13.6.1 I-V Characteristic Graph

Ohm’s Law is an empirical law. It is obeyed until it is not.

$\displaystyle R=\frac{V}{I}$

If a component obeys Ohm’s Law, it must have a constant V-to-I ratio. What if a component does not obey Ohm’s Law? It just means that the component does not have a constant resistance.

Suppose you are given an unidentified two-terminal component or device. To investigate its behaviour, you can apply different voltages across its terminals, and measure the resulting currents passing through it. If you plot the data as a current-voltage graph, you get the so-called I-V characteristic curve of this component.

The above I-V characteristic curve shows a non-ohmic component. It has a different V-to-I ratio when different voltages are applied across it. For illustration, let’s calculate the resistance of this component at three different operating points A, B and C.

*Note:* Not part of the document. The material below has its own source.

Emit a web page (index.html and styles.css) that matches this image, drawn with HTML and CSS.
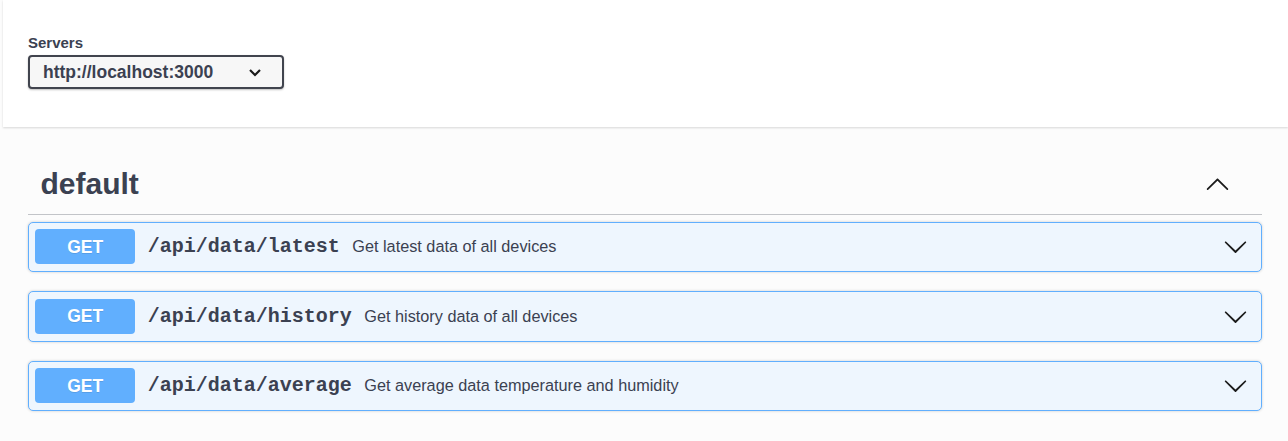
FILE: index.html
```html
<!DOCTYPE html>
<html lang="en">
<head>
<meta charset="utf-8">
<title>Swagger UI</title>
<link rel="stylesheet" href="styles.css">
</head>
<body>
<div class="scheme">
  <div class="servers">
    <label class="servers-label">Servers</label>
    <div class="select">
      <span class="select-value">http://localhost:3000</span>
      <svg class="select-arrow" width="14" height="10" viewBox="0 0 14 10"><path d="M2 3 L7 8 L12 3" fill="none" stroke="#1b1b1b" stroke-width="2.2"/></svg>
    </div>
  </div>
</div>

<div class="section">
  <h3 class="tag">
    <span class="tag-name">default</span>
    <svg class="tag-arrow" width="25" height="25" viewBox="0 0 20 20"><path d="M17.418 14.908c.272.268.709.268.979 0s.271-.701 0-.969l-7.908-7.83c-.27-.268-.707-.268-.979 0l-7.908 7.83c-.27.268-.27.701 0 .969.271.268.709.268.979 0L10 7.767l7.418 7.141z" fill="#1b1b1b"/></svg>
  </h3>

  <div class="opblock">
    <span class="method">GET</span>
    <span class="path">/api/data/latest</span>
    <span class="desc">Get latest data of all devices</span>
    <svg class="op-arrow" width="25" height="25" viewBox="0 0 20 20"><path d="M17.418 6.109c.272-.268.709-.268.979 0s.271.701 0 .969l-7.908 7.83c-.27.268-.707.268-.979 0l-7.908-7.830c-.27-.268-.27-.701 0-.969.271-.268.709-.268.979 0L10 13.25l7.418-7.141z" fill="#1b1b1b"/></svg>
  </div>

  <div class="opblock">
    <span class="method">GET</span>
    <span class="path">/api/data/history</span>
    <span class="desc">Get history data of all devices</span>
    <svg class="op-arrow" width="25" height="25" viewBox="0 0 20 20"><path d="M17.418 6.109c.272-.268.709-.268.979 0s.271.701 0 .969l-7.908 7.83c-.27.268-.707.268-.979 0l-7.908-7.83c-.27-.268-.27-.701 0-.969.271-.268.709-.268.979 0L10 13.25l7.418-7.141z" fill="#1b1b1b"/></svg>
  </div>

  <div class="opblock">
    <span class="method">GET</span>
    <span class="path">/api/data/average</span>
    <span class="desc">Get average data temperature and humidity</span>
    <svg class="op-arrow" width="25" height="25" viewBox="0 0 20 20"><path d="M17.418 6.109c.272-.268.709-.268.979 0s.271.701 0 .969l-7.908 7.83c-.27.268-.707.268-.979 0l-7.908-7.83c-.27-.268-.27-.701 0-.969.271-.268.709-.268.979 0L10 13.25l7.418-7.141z" fill="#1b1b1b"/></svg>
  </div>
</div>
</body>
</html>
```

FILE: styles.css
```css
html, body {
  margin: 0;
  padding: 0;
}

body {
  background: #fcfcfc;
  font-family: "Liberation Sans", Arial, sans-serif;
  color: #3b4151;
}

.scheme {
  margin-left: 3px;
  background: #fff;
  box-shadow: 0 1px 2px 0 rgba(0, 0, 0, 0.15);
  padding: 34px 0 38px 25px;
}

.servers {
  display: flex;
  flex-direction: column;
  align-items: flex-start;
}

.servers-label {
  display: block;
  font-size: 15px;
  font-weight: 700;
  line-height: 18px;
  color: #3b4151;
  margin-bottom: 3px;
}

.select {
  box-sizing: border-box;
  width: 256px;
  height: 34px;
  display: flex;
  align-items: center;
  justify-content: space-between;
  padding: 0 20px 0 13px;
  border: 2px solid #41444e;
  border-radius: 4px;
  background: #f7f7f7;
  box-shadow: 0 1px 2px 0 rgba(0, 0, 0, 0.25);
  font-size: 17.5px;
  font-weight: 700;
  color: #3b4151;
}

.select-arrow {
  display: block;
}

.section {
  padding: 0 26px 0 28px;
  margin-top: 27px;
}

.tag {
  display: flex;
  align-items: center;
  justify-content: space-between;
  margin: 0 0 7px;
  padding: 12.5px 32px 12.5px 12.5px;
  border-bottom: 1px solid rgba(59, 65, 81, 0.3);
  font-size: 30px;
  font-weight: 700;
  color: #3b4151;
}

.tag-name {
  line-height: 34.5px;
}

.tag-arrow {
  display: block;
}

.opblock {
  display: flex;
  align-items: center;
  margin-bottom: 19px;
  padding: 6.75px 13px 6.75px 6.25px;
  border: 1px solid #61affe;
  border-radius: 5px;
  background: #eef6fe;
  box-shadow: 0 0 3px rgba(0, 0, 0, 0.19);
}

.method {
  flex: none;
  width: 100px;
  padding: 7.5px 0;
  line-height: 20px;
  text-align: center;
  border-radius: 4px;
  background: #61affe;
  color: #fff;
  font-size: 17.5px;
  font-weight: 700;
  text-shadow: 0 1px 0 rgba(0, 0, 0, 0.1);
}

.path {
  padding: 0 12.5px;
  font-family: "Liberation Mono", "Courier New", monospace;
  font-size: 20px;
  font-weight: 700;
  color: #3b4151;
}

.desc {
  flex: 1;
  font-size: 16.25px;
  color: #3b4151;
}

.op-arrow {
  display: block;
  flex: none;
}
```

$\displaystyle {{R}_{A}}=\frac{{3.0}}{{0.5}}=6.0\text{ }\!\!\Omega\!\!\text{ }$

$\displaystyle {{R}_{B}}=\frac{{6.0}}{{3.8}}=1.6\text{ }\!\!\Omega\!\!\text{ }$

$\displaystyle {{R}_{C}}=\frac{{9.0}}{{4.7}}=1.9\text{ }\!\!\Omega\!\!\text{ }$

Now let me introduce this visual aid of mine which I call the “wiper lines”. They are these lines that join the origin and the operating points (drawn in blue in the graph). Realize that the lower a wiper line leans towards the V-axis, the larger the V-to-I ratio, so the larger the resistance. Conversely, the higher the wiper line leans towards the I-axis, the smaller the V-to-I ratio, hence the smaller the resistance. This visual aid should help you see with just a glance that ${{R}_{B}}<{{R}_{C}}<{{R}_{A}}$ .